Keep these concepts in mind as you manage your finances, and remember that knowledge is your best asset.

FAQ Guide

What are the typical parties involved in a mortgage?

The main parties are the borrower (the individual or entity taking out the loan to buy property) and the lender (usually a bank or financial institution providing the funds). There’s also often a servicer who handles the day-to-day management of the loan, including collecting payments.

How does a mortgage agreement get established?

It starts with a borrower applying for a loan, followed by underwriting to assess risk. Once approved, a promissory note (the promise to repay) and a mortgage deed (which pledges the property as collateral) are signed. The loan is then funded, and the borrower begins making payments.

What income does a mortgage generate for a lender?

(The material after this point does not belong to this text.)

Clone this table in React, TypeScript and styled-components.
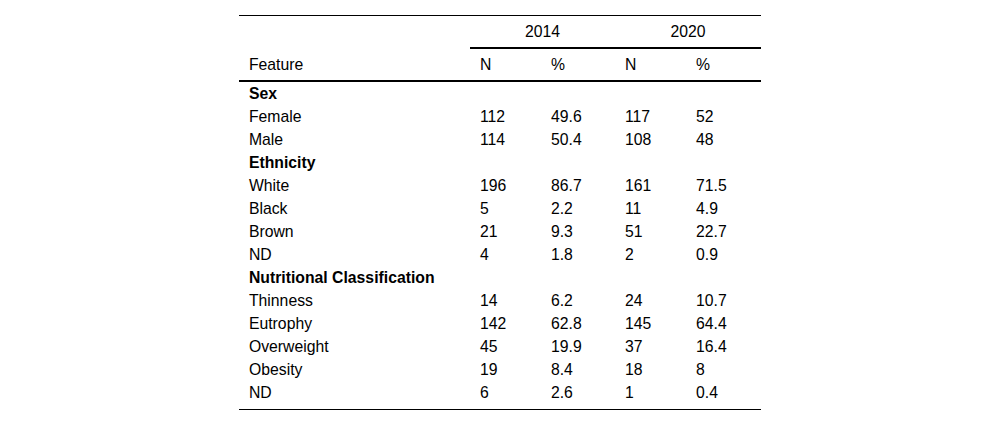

Lenders primarily earn income through the interest paid on the loan by the borrower. They may also earn fees for originating the loan or for services related to loan servicing.

What are the main risks for a lender holding mortgages?

Key risks include default risk (the borrower failing to repay), interest rate risk (if rates rise, the fixed-rate mortgage becomes less profitable), and prepayment risk (if borrowers refinance or pay off loans early when rates fall).

Why is a mortgage a liability for the borrower?

It’s a liability because it represents a debt that must be repaid over time, with interest. This obligation impacts the borrower’s cash flow and balance sheet, requiring regular payments and potentially affecting their ability to take on other debts.

What does it mean to be “underwater” on a mortgage?

Being underwater means the amount owed on the mortgage is greater than the current market value of the property. This can happen if property values decline significantly, making it difficult to sell or refinance without taking a loss.

How does equity relate to a mortgage?

Equity is the difference between the property’s market value and the amount owed on the mortgage. As a borrower pays down the mortgage and/or the property value increases, their equity grows.